O ex-marido ajuda como pode, mas Bia gosta de ser independente e tem orgulho em falar que é mãe e pai ao mesmo tempo. “Vivo sozinha, só eu e meus filhos. Minha mãe morreu quando eu era muito nova e não tenho contato com meu pai, então aprendi desde cedo a cuidar de mim. Sou separada, então faço de tudo para dar uma vida melhor para os meus filhos”, relata.

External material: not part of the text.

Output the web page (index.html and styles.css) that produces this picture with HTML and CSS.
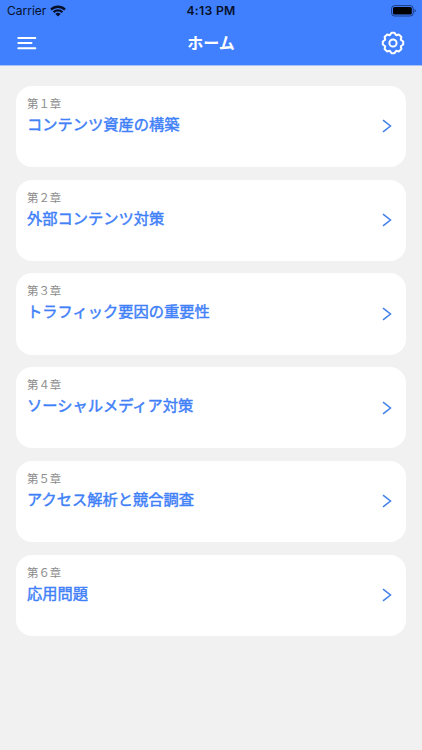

Mas o artesanato nem sempre foi seu ganha-pão. Quando era mais jovem, trabalhou como garçonete em bares e restaurantes de Vitória da Conquista e também foi diarista em casas de família, porém, em ambos os casos, percebeu que pedir demissão era o melhor a fazer. Nessa época,quando tinha patrões, Bia era assediada verbalmente com frequência. “Os caras me tratavam como objeto e sempre falavam coisas que me deixavam constrangida. Muitas vezes, ao sair do trabalho, já fui perseguida por estes homens, mas consegui correr e me esconder”,lembra. Essas experiências desagradáveis foram suficientes para fazê-la procurar outra forma de sustento.
Em 2006, ela conheceu o pai dos seus filhos e foi ele quem a ensinou a arte de fazer brincos, colares, pulseiras e anéis usando como matéria-prima a natureza. Hoje, sempre com seus filhos juntos, ela mesma vai atrás das pedras, na maioria das vezes na Chapada Diamantina, onde hospeda-se na casa de amigos, também hippies, que conheceu durante suas viagens.
Além de ir atrás dos materiais e produzir seu artesanato, Bia e seus amigos ainda têm de enfrentar o chão, o sol e o desprezo dos comerciantes da Praça. “O prefeito não olha para a gente. Ele fala que incentiva a cultura, mas nos deixa aqui no chão, debaixo do sol quente. O Centro de Cultura, que era pra ser um local onde nós poderíamos transmitir a nossa cultura para a população, não funciona. Os comerciantes daqui nos olham torto, como se fossemos roubá-los, e nos expulsam das suas portas. Nós estamos aqui trabalhando como eles, tentando conseguir comer, estudar e viver”, comenta.
A repulsa vem também dos pedestres. “As pessoas fingem que não estamos aqui, simplesmente passam. E quando nos olham, é como se tivessem nojo. Talvez seja pelo falso pensamento de que todos os hippies usam drogas, ou algo do tipo. Mas nem todos são assim, muitos, como eu, querem dar comida para os seus filhos e educá-los”, desabafa Bia.
A invisibilidade social é uma questão cotidiana para Bia, mas, sentada ao chão, ela fica a reparar tudo o que acontece no vai e vem das pessoas. “Eu fico observando as mulheres, principalmente as negras, elas parecem não saber da força que têm. Eu sou negra e acho lindo meu cabelo crespo. Mas vejo que a maioria das negras não se veem como negras, não assumem seus cabelos, suas raízes. Falta não só a elas, mas a todas as mulheres, se conhecerem e saberem que são tão fortes quantos os homens e que o mundo gira por elas e para elas”, comenta Beatriz.
Bia segue assim a sua vida. No rosto, marcas que o tempo e as experiências deixaram como lembranças, nas mãos, o alicate e os materiais das suas peças, no coração e na mente, a esperança de vencer na vida e dar aos seus filhos uma boa educação. “Se a pessoa deixa de sonhar, ela simplesmente deixa de viver. Eu quero poder terminar meus estudos e depois fazer faculdade de Direito. Sempre quando uma pessoa para aqui, compra meus produtos e conversa comigo, eu peço que me deem livros, porque eu quero me ver e ver meus filhos com o diploma de uma faculdade nas mãos”, finaliza Beatriz.